A new article in the journal Aquatic Conservation (“‘Dangerous Targets’ revisited: Old dangers in new contexts plague marine protected areas”) suggests percentage-based goals can give the illusion of progress, and that actual outcomes for conservation and planning do not always measure up. As one example of this: roughly one-fourth of US national waters are in MPAs, yet almost all of that MPA area (96%) is around relatively remote tropical Pacific islands, not around the temperate continental US.

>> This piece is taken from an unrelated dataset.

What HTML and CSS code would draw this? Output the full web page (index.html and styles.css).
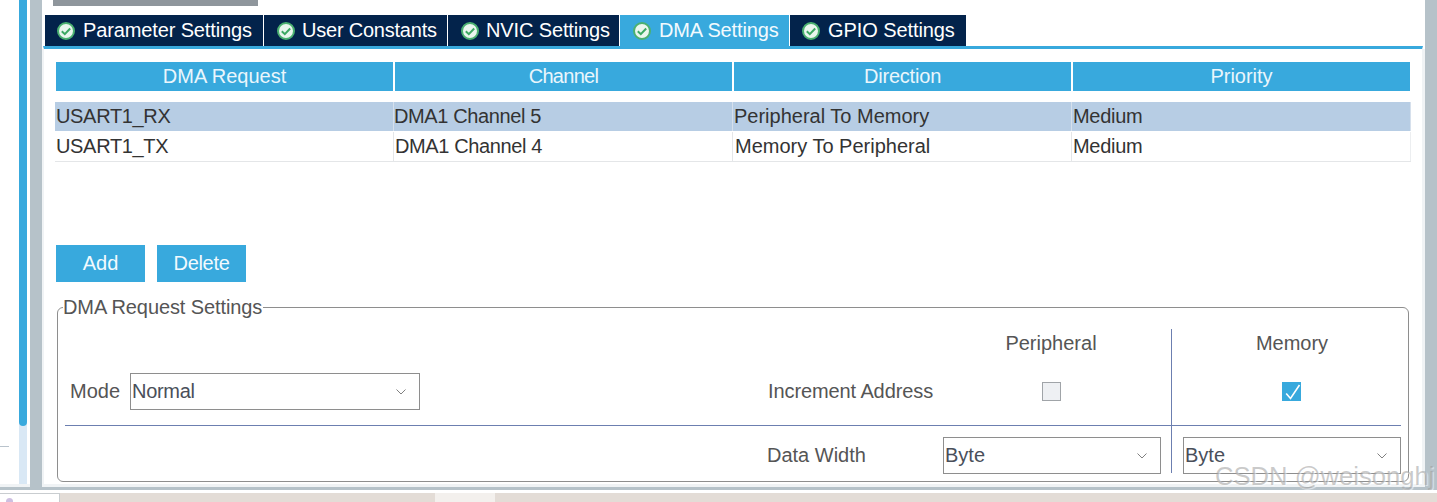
FILE: index.html
```html
<!DOCTYPE html>
<html lang="en">
<head>
<meta charset="utf-8">
<title>DMA Settings</title>
<link rel="stylesheet" href="styles.css">
</head>
<body>
<div class="app">
  <aside class="gutter"><div class="gutter-line"></div></aside>
  <div class="scroll"><div class="scroll-thumb"></div></div>
  <div class="bar"></div>
  <main class="main">
    <div class="progress"></div>
    <nav class="tabs">
      <div class="tab"><svg class="ok" viewBox="0 0 18 18"><circle cx="9" cy="9" r="8" fill="#eaf6ee" stroke="#4bb070" stroke-width="2"/><path d="M4.8 9.2l3 2.9 5.4-5.6" fill="none" stroke="#3da862" stroke-width="2"/></svg><span>Parameter Settings</span></div>
      <div class="tab"><svg class="ok" viewBox="0 0 18 18"><circle cx="9" cy="9" r="8" fill="#eaf6ee" stroke="#4bb070" stroke-width="2"/><path d="M4.8 9.2l3 2.9 5.4-5.6" fill="none" stroke="#3da862" stroke-width="2"/></svg><span>User Constants</span></div>
      <div class="tab"><svg class="ok" viewBox="0 0 18 18"><circle cx="9" cy="9" r="8" fill="#eaf6ee" stroke="#4bb070" stroke-width="2"/><path d="M4.8 9.2l3 2.9 5.4-5.6" fill="none" stroke="#3da862" stroke-width="2"/></svg><span>NVIC Settings</span></div>
      <div class="tab active"><svg class="ok" viewBox="0 0 18 18"><circle cx="9" cy="9" r="8" fill="#eaf6ee" stroke="#4bb070" stroke-width="2"/><path d="M4.8 9.2l3 2.9 5.4-5.6" fill="none" stroke="#3da862" stroke-width="2"/></svg><span>DMA Settings</span></div>
      <div class="tab"><svg class="ok" viewBox="0 0 18 18"><circle cx="9" cy="9" r="8" fill="#eaf6ee" stroke="#4bb070" stroke-width="2"/><path d="M4.8 9.2l3 2.9 5.4-5.6" fill="none" stroke="#3da862" stroke-width="2"/></svg><span>GPIO Settings</span></div>
    </nav>
    <section class="panel">
      <div class="thead">
        <div>DMA Request</div><div class="channel">Channel</div><div class="direction">Direction</div><div>Priority</div>
      </div>
      <div class="row selected">
        <div class="c-name">USART1_RX</div><div class="c-chan">DMA1 Channel 5</div><div>Peripheral To Memory</div><div class="c-prio">Medium</div>
      </div>
      <div class="row">
        <div class="c-name">USART1_TX</div><div class="c-chan">DMA1 Channel 4</div><div>Memory To Peripheral</div><div class="c-prio">Medium</div>
      </div>
      <div class="actions">
        <button class="btn">Add</button>
        <button class="btn btn-del">Delete</button>
      </div>
      <fieldset class="settings">
        <legend>DMA Request Settings</legend>
        <div class="form">
          <div class="cell-empty"></div>
          <div class="cell-empty"></div>
          <div class="col-head">Peripheral</div>
          <div class="col-head mem">Memory</div>

          <div class="mode"><label>Mode</label>
            <div class="select mode-select"><span class="normal">Normal</span><svg class="chev" viewBox="0 0 10 6"><path d="M0.5 0.5L5 5l4.5-4.5" fill="none" stroke="#808080"/></svg></div>
          </div>
          <div class="lbl inc">Increment Address</div>
          <div class="check-cell"><span class="check"></span></div>
          <div class="check-cell mem"><span class="check on"><svg viewBox="0 0 19 19"><path d="M4.2 11.5l4.3 5L17.5 3" fill="none" stroke="#fff" stroke-width="1.6"/></svg></span></div>

          <div class="divider"></div>

          <div class="cell-empty"></div>
          <div class="lbl low">Data Width</div>
          <div class="low"><div class="select"><span>Byte</span><svg class="chev" viewBox="0 0 10 6"><path d="M0.5 0.5L5 5l4.5-4.5" fill="none" stroke="#808080"/></svg></div></div>
          <div class="low mem"><div class="select"><span>Byte</span><svg class="chev" viewBox="0 0 10 6"><path d="M0.5 0.5L5 5l4.5-4.5" fill="none" stroke="#808080"/></svg></div></div>
        </div>
      </fieldset>
    </section>
  </main>
  <div class="bar"></div>
</div>
<footer class="strip">
  <div class="strip-a"><i class="dot"></i></div>
  <div class="strip-b"></div>
  <div class="strip-c"></div>
  <div class="strip-b"></div>
</footer>
<div class="watermark">CSDN @weisonghj</div>
</body>
</html>
```
FILE: styles.css
```css
* { box-sizing: border-box; }
html, body { margin: 0; height: 502px; overflow: hidden; background: #fff; }
body { font-family: "Liberation Sans", Arial, sans-serif; font-size: 20px; color: #333; position: relative; }

.app { display: grid; grid-template-columns: 19px 8px 3px 12px 1383px 12px; height: 490px; border-bottom: 3px solid #b6c2c9; background: linear-gradient(#fff, #fff) top / 100% 484px no-repeat, #f0f3f5; }
.gutter { padding-top: 446px; }
.gutter-line { width: 9px; height: 1px; background: #b9c3cc; }
.scroll { background: #d9e8f5; height: 484px; grid-column: 2; }
.scroll-thumb { height: 426px; background: #38a9dd; border-radius: 0 0 4px 4px; }
.gutter + .scroll + .bar { grid-column: 4; }
.bar { background: #b6c2c9; }

.main { display: flex; flex-direction: column; min-width: 0; padding-bottom: 3px; background: linear-gradient(#fff, #fff) top / 100% 49px no-repeat, #f0f3f5; }
.progress { width: 205px; height: 6px; margin-left: 11px; background: #8f969c; flex: none; }
.tabs { display: flex; margin: 9px 0 0 3px; height: 31px; flex: none; }
.tab { display: flex; align-items: center; background: #03234b; color: #fff; margin-right: 1px; height: 31px; padding-left: 12px; letter-spacing: -0.13px; }
.tab:nth-child(1) { width: 218px; }
.tab:nth-child(2) { width: 183px; padding-left: 13px; letter-spacing: -0.22px; }
.tab:nth-child(3) { width: 171px; padding-left: 13px; }
.tab:nth-child(4) { width: 169px; padding-left: 13px; }
.tab:nth-child(5) { width: 176px; margin-right: 0; letter-spacing: -0.08px; }
.tab.active { background: #38a9dd; color: #f2fafe; }
.ok { width: 18px; height: 18px; margin-right: 8px; flex: none; }
.tab:nth-child(2) .ok, .tab:nth-child(3) .ok { margin-right: 7px; }

.panel { flex: 1; margin: 0 2px 0 1px; background: #fff; border-top: 3px solid #38a9dd; border-left: 1px solid #f0f3f5; border-right: 1px solid #f0f3f5; padding: 13px 0 0 11px; display: flex; flex-direction: column; }

.thead { display: grid; grid-template-columns: 339px 339px 339px 337px; margin-left: 1px; width: 1354px; height: 29px; }
.thead div { background: #38a9dd; color: #eaf6fc; text-align: center; line-height: 29px; margin-right: 2px; }
.thead div:last-child { margin-right: 0; }
.thead .channel { letter-spacing: -0.7px; }
.thead .direction { letter-spacing: -0.2px; }

.row { display: grid; grid-template-columns: 339px 339px 339px 339px; width: 1356px; height: 30px; line-height: 28px; border-bottom: 1px solid #e4e6e8; }
.row div { padding-left: 1px; border-right: 1px solid #e4e6e8; }
.row.selected { background: #b7cde4; margin-top: 11px; border-bottom-color: #fff; }
.row.selected div { border-right-color: #d6e0ec; }
.row:not(.selected) div:last-child { border-right-color: #eceef0; }
.row .c-name { letter-spacing: -0.33px; }
.row .c-chan { letter-spacing: -0.38px; padding-left: 0; }
.row .c-prio { letter-spacing: -0.3px; }
.row:not(.selected) .c-chan { padding-left: 1px; }
.row:not(.selected) div:nth-child(3) { padding-left: 2px; }

.actions { display: flex; gap: 12px; margin: 83px 0 0 1px; }
.btn { width: 89px; height: 37px; border: 0; padding: 0; background: #38a9dd; color: #f2fafe; font: inherit; }
.btn-del { letter-spacing: -0.3px; }

.settings { margin: 14px 0 0 2px; padding: 0 7px; width: 1352px; height: 186px; border: 1px solid #8e8e8e; border-radius: 6px; min-width: 0; color: #555; }
.settings legend { padding: 0 1px 0 0; margin-left: -2px; line-height: 22px; letter-spacing: -0.1px; }

.form { display: grid; grid-template-columns: 702px 176px 228px 230px; grid-template-rows: 44px 52px 1px 48px; margin-top: 11px; }
.col-head { line-height: 28px; display: flex; justify-content: center; padding-right: 12px; }
.col-head.mem { padding-right: 0; padding-left: 11px; }
.mem { border-left: 1px solid #6c7fb0; }

.mode { display: flex; align-items: flex-start; padding-left: 5px; }
.mode label { width: 60px; line-height: 37px; flex: none; }
.select { display: flex; align-items: center; justify-content: space-between; height: 37px; width: 218px; border: 1px solid #8e8e8e; padding: 0 13px 0 1px; background: #fff; color: #4a4f5a; }
.mode-select { width: 290px; }
.normal { letter-spacing: -0.3px; }
.chev { width: 10px; height: 6px; flex: none; }
.lbl { line-height: 37px; }
.lbl.inc { letter-spacing: -0.1px; padding-left: 1px; }
.check-cell { display: flex; justify-content: center; align-items: flex-start; padding-top: 9px; padding-right: 12px; }
.check-cell.mem { padding-left: 11px; padding-right: 1px; }
.check { display: block; width: 19px; height: 19px; background: #eef0f3; border: 1px solid #a0a4a8; }
.check.on { background: #38a9dd; border: 0; }
.check.on svg { display: block; width: 19px; height: 19px; }
.divider { grid-column: 1 / -1; background: #6c7fb0; }
.low { padding-top: 11px; }
.low.mem { padding-left: 11px; height: 47px; }

.strip { display: flex; height: 9px; position: absolute; left: 0; right: 0; top: 493px; }
.strip-a { width: 60px; border: 1px solid #c9cdd0; border-width: 1px 1px 0 0; position: relative; background: #fff; }
.dot { position: absolute; left: 6px; top: 4px; width: 7px; height: 7px; border-radius: 50%; background: #cdbfe0; }
.strip-b { width: 375px; background: #e3dcd6; }
.strip-c { width: 60px; background: #f3f0ed; }
.strip-b:last-child { flex: 1; }

.watermark { position: absolute; left: 1215px; top: 461px; font-size: 25.6px; line-height: 30px; color: rgba(150,150,150,.5); text-shadow: 1px 1px 1px rgba(255,255,255,.6); white-space: nowrap; }
```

Graham Edgar, who described five characteristics that determine MPA effectiveness in a 2014 study (i.e., no-take; enforced; older than a decade; larger than 39 square miles; and isolated by deep water or sand), says ambitious targets reward governments for creating large MPAs in locations where no or few users are operating. “If the caveat ‘of each habitat’ in the WCC 30% target is ignored, as seems likely, the net result is that maritime business can continue as usual, with negligible reduction in environmental pressures,” he says. “Overall, we are heading towards good MPA protection of isolated tropical systems, and little protection in populated temperate regions with unique but threatened biodiversity that continues to decline.”

That being said, Edgar acknowledges that two of the five factors he identified for MPA success — large and isolated — are consistent with big, remote MPAs. In that sense, expansive targets that catalyze more large MPAs will increase the number of effective MPAs worldwide. “However, a set of MPAs that are individually effective ticks only part of the requirement for an effective global network,” he says. “In addition to effectiveness, comprehensiveness is also needed, making sure that all MPA eggs are not placed in one ecosystem basket.”

The next horizon: 50% MPA coverage?

The controversial nature of percentage-based targets has not stopped some from reaching for even higher goals than 30%. At the World Conservation Congress, calls for 50% MPA coverage came from several high-profile speakers, including oceanographer Sylvia Earle and biologist Edward O. Wilson. Wilson published a book this year titled Half-Earth: Our Planet’s Fight for Life, in which he argues that to stave off a mass extinction of species, half of the planet’s land and water should be dedicated to nature. The separate Nature Needs Half campaign, coordinated by WILD Foundation, has made similar arguments for several years.

In turn these calls may be supported by a sobering new IUCN report on ocean warming, which documents that species and habitats are already shifting due to climate change, and that these will challenge the current borders of MPAs. As a result, the report concludes, significantly larger MPAs and MPA networks, as well as the ability to change boundaries, will likely be needed.

The call for 50% MPA coverage has even been echoed by the executive secretary of the UN Convention on Biological Diversity, Braulio Ferreira de Souza Dias.  In a high-level panel on oceans at the World Conservation Congress (video here), Dias gestured toward Edward Wilson in the audience and said, “I’m confident that we’ll get to half-Earth. I think what Professor Wilson proposed is feasible, and we should be looking at that as a more mid- [to] long-term goal. We have the knowledge.”

Getting to 50% MPA coverage — even moreso, 50% no-take coverage — would require a seismic change in political attitudes. We are nowhere near that figure: current global MPA coverage remains just a fraction of it. But progress toward the 10% Aichi target is being made.